__Task__.
Go through the data below and copy it exactly, skipping every picture.

__Given material__.
** Start **

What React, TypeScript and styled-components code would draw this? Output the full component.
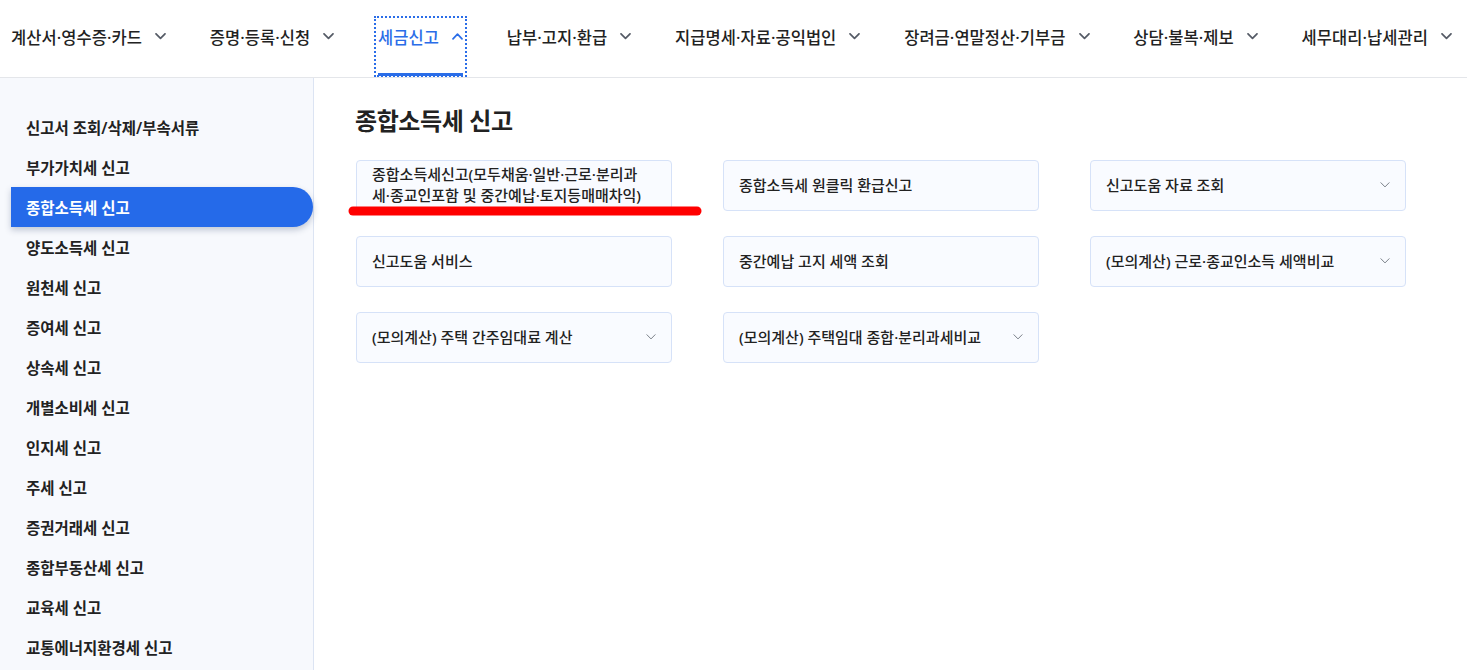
import React from "react";
import styled, { createGlobalStyle } from "styled-components";

const Global = createGlobalStyle`
  html, body { margin: 0; padding: 0; overflow: hidden; background: #fff; }
  body { font-family: "Noto Sans", "Noto Sans CJK KR", sans-serif; color: #222; }
  * { box-sizing: border-box; }
`;

const Page = styled.div`
  width: 1467px;
  height: 670px;
  display: flex;
  flex-direction: column;
  overflow: hidden;
`;

const Header = styled.header`
  height: 78px;
  flex: none;
  display: flex;
  justify-content: space-between;
  align-items: flex-end;
  padding: 0 12px 1px 8px;
  border-bottom: 1px solid #e4e6ea;
`;

const NavItem = styled.a<{ $active?: boolean }>`
  position: relative;
  height: 59px;
  padding: 0 3px 20px;
  display: flex;
  align-items: center;
  gap: 13px;
  font-size: 16.5px;
  font-weight: 500;
  letter-spacing: 0.05px;
  color: ${(p) => (p.$active ? "#2a6de8" : "#222")};
  outline: ${(p) => (p.$active ? "2px dotted #2a6de8" : "none")};
  outline-offset: -1px;
  white-space: nowrap;
  &::after {
    content: "";
    display: ${(p) => (p.$active ? "block" : "none")};
    position: absolute;
    left: 3px;
    right: 3px;
    bottom: 0;
    height: 3px;
    background: #2a6de8;
  }
`;

const Body = styled.div`
  flex: 1;
  display: flex;
  min-height: 0;
`;

const Side = styled.nav`
  width: 314px;
  flex: none;
  background: #f7f9fd;
  border-right: 1px solid #dce4f3;
  padding-top: 29px;
  display: flex;
  flex-direction: column;
`;

const SideItem = styled.a<{ $active?: boolean }>`
  flex: none;
  height: 40px;
  margin-left: 11px;
  padding-left: 15px;
  display: flex;
  align-items: center;
  font-size: 15.5px;
  font-weight: 600;
  letter-spacing: 0;
  white-space: nowrap;
  color: ${(p) => (p.$active ? "#fff" : "#222")};
  background: ${(p) => (p.$active ? "#256ae9" : "transparent")};
  border-radius: 0 20px 20px 0;
  box-shadow: ${(p) => (p.$active ? "0 3px 6px rgba(30, 50, 90, 0.25)" : "none")};
`;

const Main = styled.main`
  position: relative;
  flex: 1;
  padding: 27px 0 0 41px;
`;

const Title = styled.h2`
  margin: 0 0 23px;
  font-size: 24px;
  font-weight: 700;
  letter-spacing: -0.4px;
  line-height: 32px;
  color: #222;
`;

const Grid = styled.div`
  display: grid;
  grid-template-columns: repeat(3, 316px);
  column-gap: 51px;
  row-gap: 25px;
  margin-left: 1px;
`;

const Card = styled.a`
  position: relative;
  min-height: 51px;
  display: flex;
  align-items: center;
  justify-content: space-between;
  gap: 12px;
  padding: 0 15px 1px 15px;
  background: #f9fbff;
  border: 1px solid #d6e2f8;
  border-radius: 4px;
  font-size: 15px;
  font-weight: 500;
  letter-spacing: 0;
  line-height: 21px;
  color: #222;
`;

const CardText = styled.span`
  flex: 1;
`;

const Mark = styled.svg`
  position: absolute;
  left: 33px;
  top: 125px;
  pointer-events: none;
`;

const Chevron = ({ up, color, size = 11, weight = 1.7 }: { up?: boolean; color: string; size?: number; weight?: number }) => (
  <svg width={size} height={size * 0.6} viewBox="0 0 11 6.6" style={{ flex: "none" }}>
    <path
      d={up ? "M1 5.8 L5.5 1.2 L10 5.8" : "M1 0.8 L5.5 5.4 L10 0.8"}
      fill="none"
      stroke={color}
      strokeWidth={weight}
      strokeLinecap="round"
      strokeLinejoin="round"
    />
  </svg>
);

const navs = [
  "계산서·영수증·카드",
  "증명·등록·신청",
  "세금신고",
  "납부·고지·환급",
  "지급명세·자료·공익법인",
  "장려금·연말정산·기부금",
  "상담·불복·제보",
  "세무대리·납세관리",
];

const sides = [
  "신고서 조회/삭제/부속서류",
  "부가가치세 신고",
  "종합소득세 신고",
  "양도소득세 신고",
  "원천세 신고",
  "증여세 신고",
  "상속세 신고",
  "개별소비세 신고",
  "인지세 신고",
  "주세 신고",
  "증권거래세 신고",
  "종합부동산세 신고",
  "교육세 신고",
  "교통에너지환경세 신고",
];

const cards: { text: React.ReactNode; more?: boolean }[] = [
  { text: <>종합소득세신고(모두채움·일반·근로·분리과<br />세·종교인포함 및 중간예납·토지등매매차익)</> },
  { text: "종합소득세 원클릭 환급신고" },
  { text: "신고도움 자료 조회", more: true },
  { text: "신고도움 서비스" },
  { text: "중간예납 고지 세액 조회" },
  { text: "(모의계산) 근로·종교인소득 세액비교", more: true },
  { text: "(모의계산) 주택 간주임대료 계산", more: true },
  { text: "(모의계산) 주택임대 종합·분리과세비교", more: true },
];

export default function App() {
  return (
    <Page>
      <Global />
      <Header>
        {navs.map((n) => {
          const active = n === "세금신고";
          return (
            <NavItem key={n} $active={active}>
              {n}
              <Chevron up={active} color={active ? "#2a6de8" : "#555b66"} />
            </NavItem>
          );
        })}
      </Header>
      <Body>
        <Side>
          {sides.map((s) => (
            <SideItem key={s} $active={s === "종합소득세 신고"}>
              {s}
            </SideItem>
          ))}
        </Side>
        <Main>
          <Title>종합소득세 신고</Title>
          <Grid>
            {cards.map((c, i) => (
              <Card key={i}>
                <CardText>{c.text}</CardText>
                {c.more && <Chevron color="#7b8089" size={10} weight={1.1} />}
              </Card>
            ))}
          </Grid>
          <Mark width="364" height="16" viewBox="0 0 364 16">
            <line x1="6" y1="8" x2="350" y2="8" stroke="#ff0000" strokeWidth="9" strokeLinecap="round" />
          </Mark>
        </Main>
      </Body>
    </Page>
  );
}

** End **

__Written solution__.
What React, TypeScript and styled-components code would draw this? Output the full component.
import React from "react";
import styled, { createGlobalStyle } from "styled-components";

const Global = createGlobalStyle`
  html, body { margin: 0; padding: 0; overflow: hidden; background: #fff; }
  body { font-family: "Noto Sans", "Noto Sans CJK KR", sans-serif; color: #222; }
  * { box-sizing: border-box; }
`;

const Page = styled.div`
  width: 1467px;
  height: 670px;
  display: flex;
  flex-direction: column;
  overflow: hidden;
`;

const Header = styled.header`
  height: 78px;
  flex: none;
  display: flex;
  justify-content: space-between;
  align-items: flex-end;
  padding: 0 12px 1px 8px;
  border-bottom: 1px solid #e4e6ea;
`;

const NavItem = styled.a<{ $active?: boolean }>`
  position: relative;
  height: 59px;
  padding: 0 3px 20px;
  display: flex;
  align-items: center;
  gap: 13px;
  font-size: 16.5px;
  font-weight: 500;
  letter-spacing: 0.05px;
  color: ${(p) => (p.$active ? "#2a6de8" : "#222")};
  outline: ${(p) => (p.$active ? "2px dotted #2a6de8" : "none")};
  outline-offset: -1px;
  white-space: nowrap;
  &::after {
    content: "";
    display: ${(p) => (p.$active ? "block" : "none")};
    position: absolute;
    left: 3px;
    right: 3px;
    bottom: 0;
    height: 3px;
    background: #2a6de8;
  }
`;

const Body = styled.div`
  flex: 1;
  display: flex;
  min-height: 0;
`;

const Side = styled.nav`
  width: 314px;
  flex: none;
  background: #f7f9fd;
  border-right: 1px solid #dce4f3;
  padding-top: 29px;
  display: flex;
  flex-direction: column;
`;

const SideItem = styled.a<{ $active?: boolean }>`
  flex: none;
  height: 40px;
  margin-left: 11px;
  padding-left: 15px;
  display: flex;
  align-items: center;
  font-size: 15.5px;
  font-weight: 600;
  letter-spacing: 0;
  white-space: nowrap;
  color: ${(p) => (p.$active ? "#fff" : "#222")};
  background: ${(p) => (p.$active ? "#256ae9" : "transparent")};
  border-radius: 0 20px 20px 0;
  box-shadow: ${(p) => (p.$active ? "0 3px 6px rgba(30, 50, 90, 0.25)" : "none")};
`;

const Main = styled.main`
  position: relative;
  flex: 1;
  padding: 27px 0 0 41px;
`;

const Title = styled.h2`
  margin: 0 0 23px;
  font-size: 24px;
  font-weight: 700;
  letter-spacing: -0.4px;
  line-height: 32px;
  color: #222;
`;

const Grid = styled.div`
  display: grid;
  grid-template-columns: repeat(3, 316px);
  column-gap: 51px;
  row-gap: 25px;
  margin-left: 1px;
`;

const Card = styled.a`
  position: relative;
  min-height: 51px;
  display: flex;
  align-items: center;
  justify-content: space-between;
  gap: 12px;
  padding: 0 15px 1px 15px;
  background: #f9fbff;
  border: 1px solid #d6e2f8;
  border-radius: 4px;
  font-size: 15px;
  font-weight: 500;
  letter-spacing: 0;
  line-height: 21px;
  color: #222;
`;

const CardText = styled.span`
  flex: 1;
`;

const Mark = styled.svg`
  position: absolute;
  left: 33px;
  top: 125px;
  pointer-events: none;
`;

const Chevron = ({ up, color, size = 11, weight = 1.7 }: { up?: boolean; color: string; size?: number; weight?: number }) => (
  <svg width={size} height={size * 0.6} viewBox="0 0 11 6.6" style={{ flex: "none" }}>
    <path
      d={up ? "M1 5.8 L5.5 1.2 L10 5.8" : "M1 0.8 L5.5 5.4 L10 0.8"}
      fill="none"
      stroke={color}
      strokeWidth={weight}
      strokeLinecap="round"
      strokeLinejoin="round"
    />
  </svg>
);

const navs = [
  "계산서·영수증·카드",
  "증명·등록·신청",
  "세금신고",
  "납부·고지·환급",
  "지급명세·자료·공익법인",
  "장려금·연말정산·기부금",
  "상담·불복·제보",
  "세무대리·납세관리",
];

const sides = [
  "신고서 조회/삭제/부속서류",
  "부가가치세 신고",
  "종합소득세 신고",
  "양도소득세 신고",
  "원천세 신고",
  "증여세 신고",
  "상속세 신고",
  "개별소비세 신고",
  "인지세 신고",
  "주세 신고",
  "증권거래세 신고",
  "종합부동산세 신고",
  "교육세 신고",
  "교통에너지환경세 신고",
];

const cards: { text: React.ReactNode; more?: boolean }[] = [
  { text: <>종합소득세신고(모두채움·일반·근로·분리과<br />세·종교인포함 및 중간예납·토지등매매차익)</> },
  { text: "종합소득세 원클릭 환급신고" },
  { text: "신고도움 자료 조회", more: true },
  { text: "신고도움 서비스" },
  { text: "중간예납 고지 세액 조회" },
  { text: "(모의계산) 근로·종교인소득 세액비교", more: true },
  { text: "(모의계산) 주택 간주임대료 계산", more: true },
  { text: "(모의계산) 주택임대 종합·분리과세비교", more: true },
];

export default function App() {
  return (
    <Page>
      <Global />
      <Header>
        {navs.map((n) => {
          const active = n === "세금신고";
          return (
            <NavItem key={n} $active={active}>
              {n}
              <Chevron up={active} color={active ? "#2a6de8" : "#555b66"} />
            </NavItem>
          );
        })}
      </Header>
      <Body>
        <Side>
          {sides.map((s) => (
            <SideItem key={s} $active={s === "종합소득세 신고"}>
              {s}
            </SideItem>
          ))}
        </Side>
        <Main>
          <Title>종합소득세 신고</Title>
          <Grid>
            {cards.map((c, i) => (
              <Card key={i}>
                <CardText>{c.text}</CardText>
                {c.more && <Chevron color="#7b8089" size={10} weight={1.1} />}
              </Card>
            ))}
          </Grid>
          <Mark width="364" height="16" viewBox="0 0 364 16">
            <line x1="6" y1="8" x2="350" y2="8" stroke="#ff0000" strokeWidth="9" strokeLinecap="round" />
          </Mark>
        </Main>
      </Body>
    </Page>
  );
}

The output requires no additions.